Jeff co-founded the Weather Underground in 1995 while working on his Ph.D. He flew with the NOAA Hurricane Hunters from 1986-1990.
By: Dr. Jeff Masters , 11:26 AM GMT on 四月 19, 2012
Today is my last day in Ponte Vedra Beach, Florida, where 700 of the world's hurricane experts are gathered to attend the 30th Conference on Hurricanes and Tropical Meteorology of the American Meteorological Society. It's been a great week of learning and catching up with old friends, and I present below a few final summaries of talks I attended.
Impact of Tropical Cyclones on drought alleviation in the Atlantic and Gulf Coasts
Dr. Pat Fitzpatrick of the Stennis Space Center in Mississippi discussed how landfalling tropical storms and hurricanes can alleviate drought. The biggest winner tends to be the Southeast U.S. states of Florida, Georgia, South Carolina, and North Carolina, where about 20% - 50% of all droughts between 1960 - 2009 were busted by a landfalling tropical storm or hurricane. It is uncommon for Texas to see a drought busted; less than 10% of all Texas droughts have been ended by a hurricane or tropical storm. This occurs because the Southeast U.S. can receive heavy rains from hurricanes moving up the East Coast, or moving through the Gulf of Mexico, while relatively few storms track over Texas. Over the course of a year, hurricanes and tropical storms contribute 15 - 20% of rain along the Gulf Coast, and 3 - 16% along the East Coast. The length of a drought does not seem to affect whether a drought can be ended by a hurricane or not. Hurricanes have been able to end both short (< 3 month) and long (> 12 month droughts) equally well.

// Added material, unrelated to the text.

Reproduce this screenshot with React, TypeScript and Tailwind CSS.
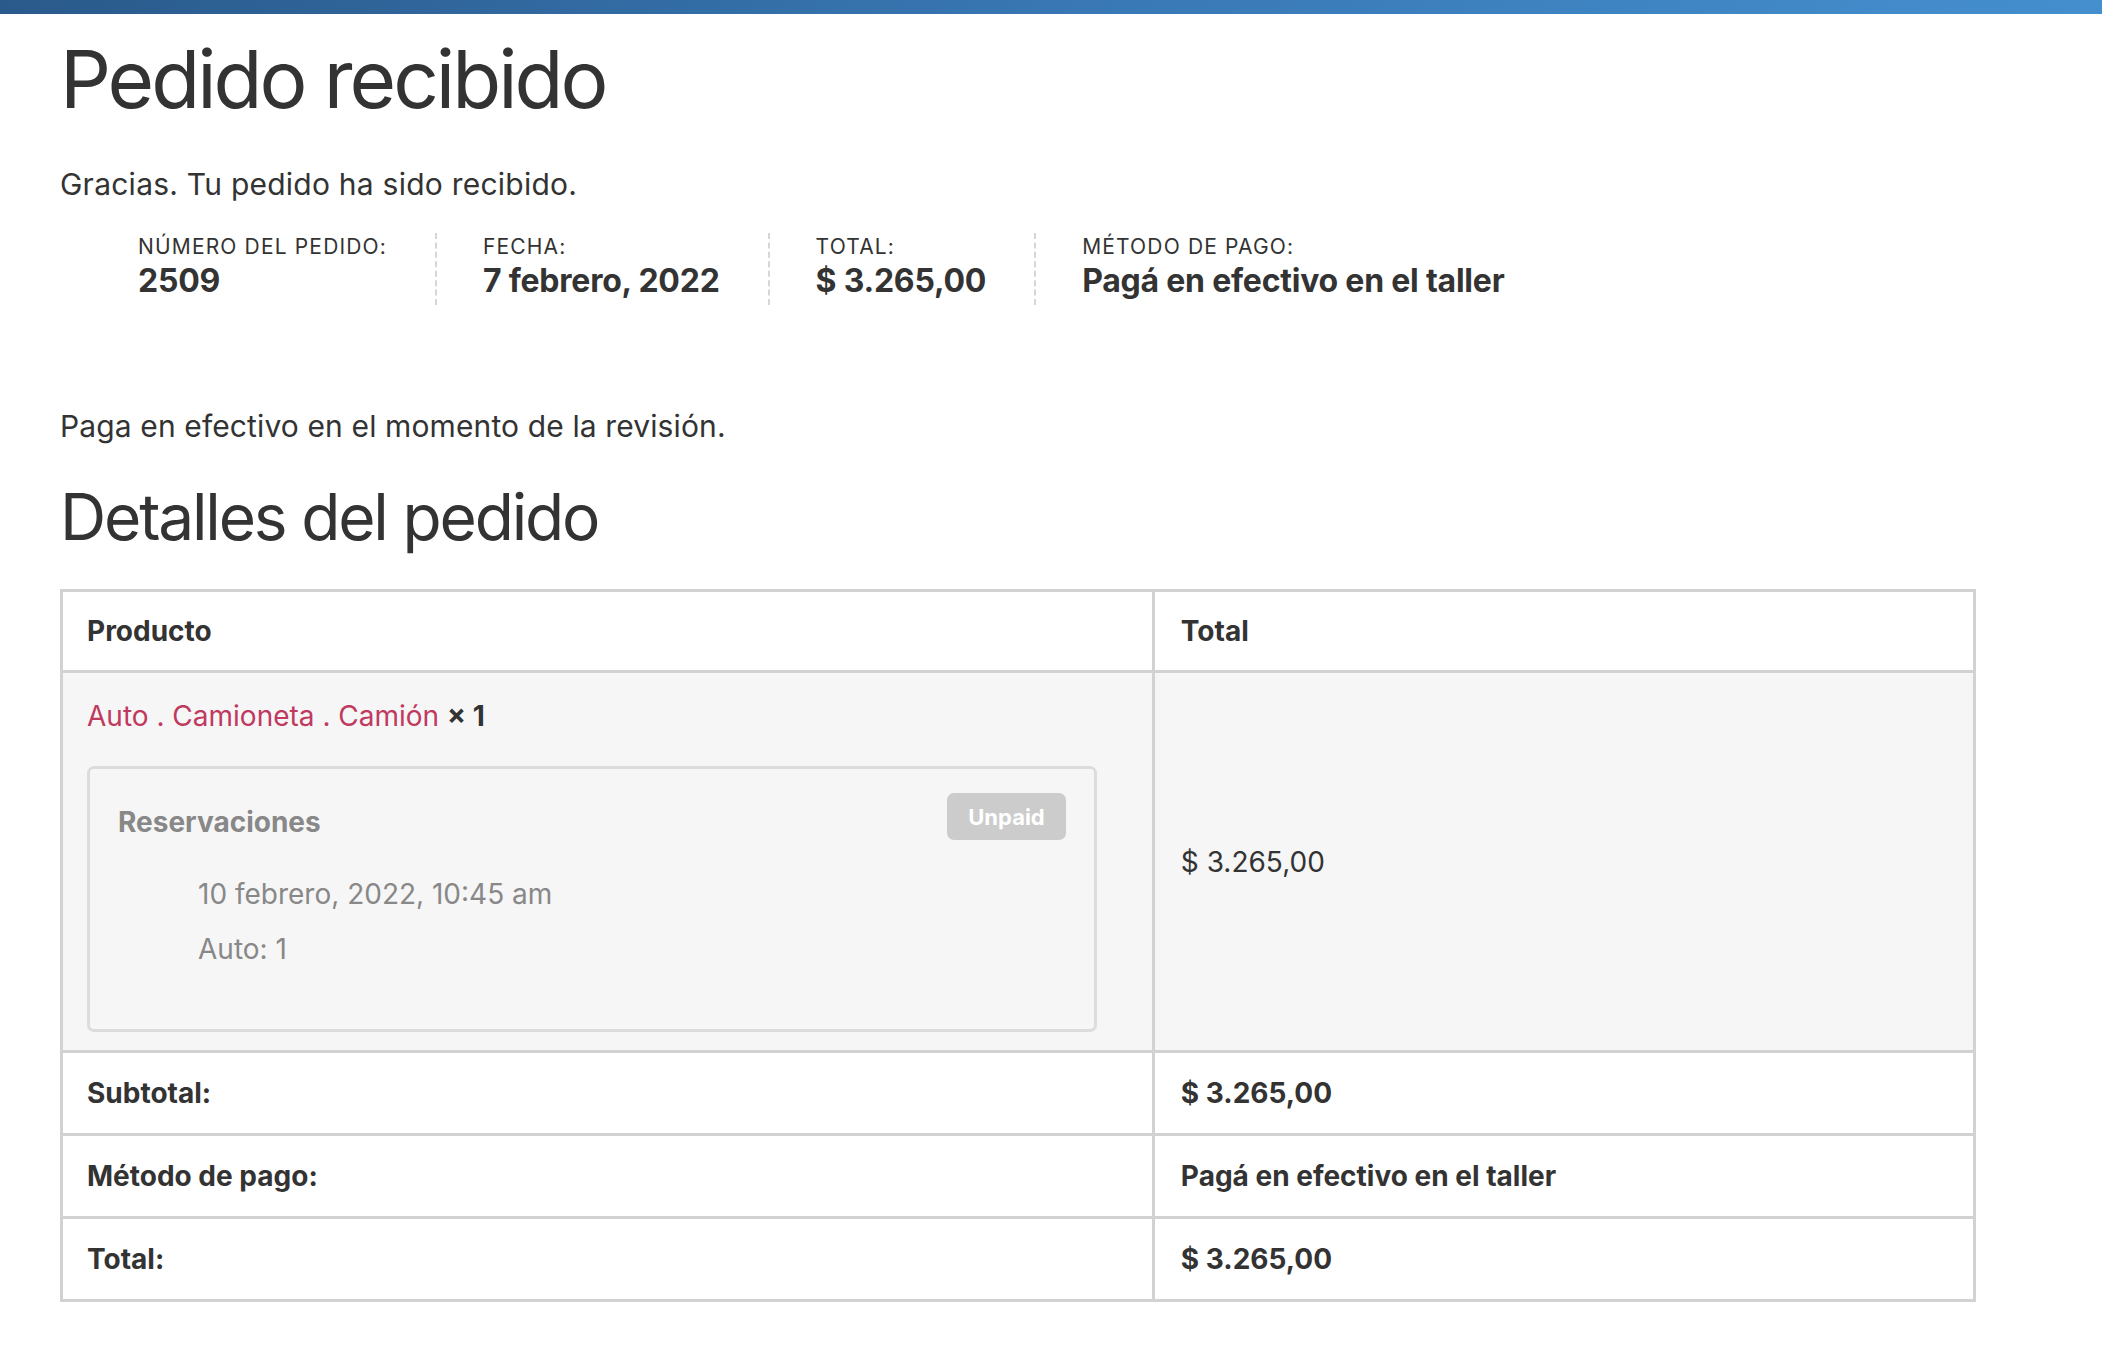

Figure 1. Example of a drought-busting tropical storm. Moderate drought (Palmer Drought Severity Index, PDSI, ≤ –2.0) was present in 52 percent of the Florida, Georgia, South Carolina, and North Carolina climate divisions in May 2006. The percentage decreased to 29 percent after Tropical Storm Alberto passed through on June 11 - 15, 2006. Image credit: U.S. Drought Monitor.
Figure 2. Rainfall in inches from the passage of Tropical Storm Alberto in 2006. Image credit: NOAA/HPC.
According to the U.S. drought monitor, over 90% of the area of Florida, Georgia, South Carolina, and North Carolina are currently in moderate to exceptional drought. There is 1 - 2 inches of rain coming to much of the region over the next few days, but that will not be enough to bust the drought. Based on Dr. Fitzpatrick's research, there is a 20% - 50% chance that the drought will be broken by a tropical storm or hurricane. The first storm on the list in 2012 is Alberto again; let's hope we get another Alberto this year that imitates the 2006 version of Alberto.
Patterns of rapid intensification
Peter Yaukey of the University of New Orleans studied patterns of hurricane rapid intensification in the Atlantic from 1950 - 2009. The Gulf of Mexico and Caribbean saw the most rapid intensification events, and the Northeast Atlantic the fewest. Interestingly, he found that rapid intensification events did not peak in September, but tended to be more common in June and July. Hurricane are less likely to intensify in the late afternoon and early evening (near 00 UTC), and more likely to intensify just after midnight, at 06 UTC.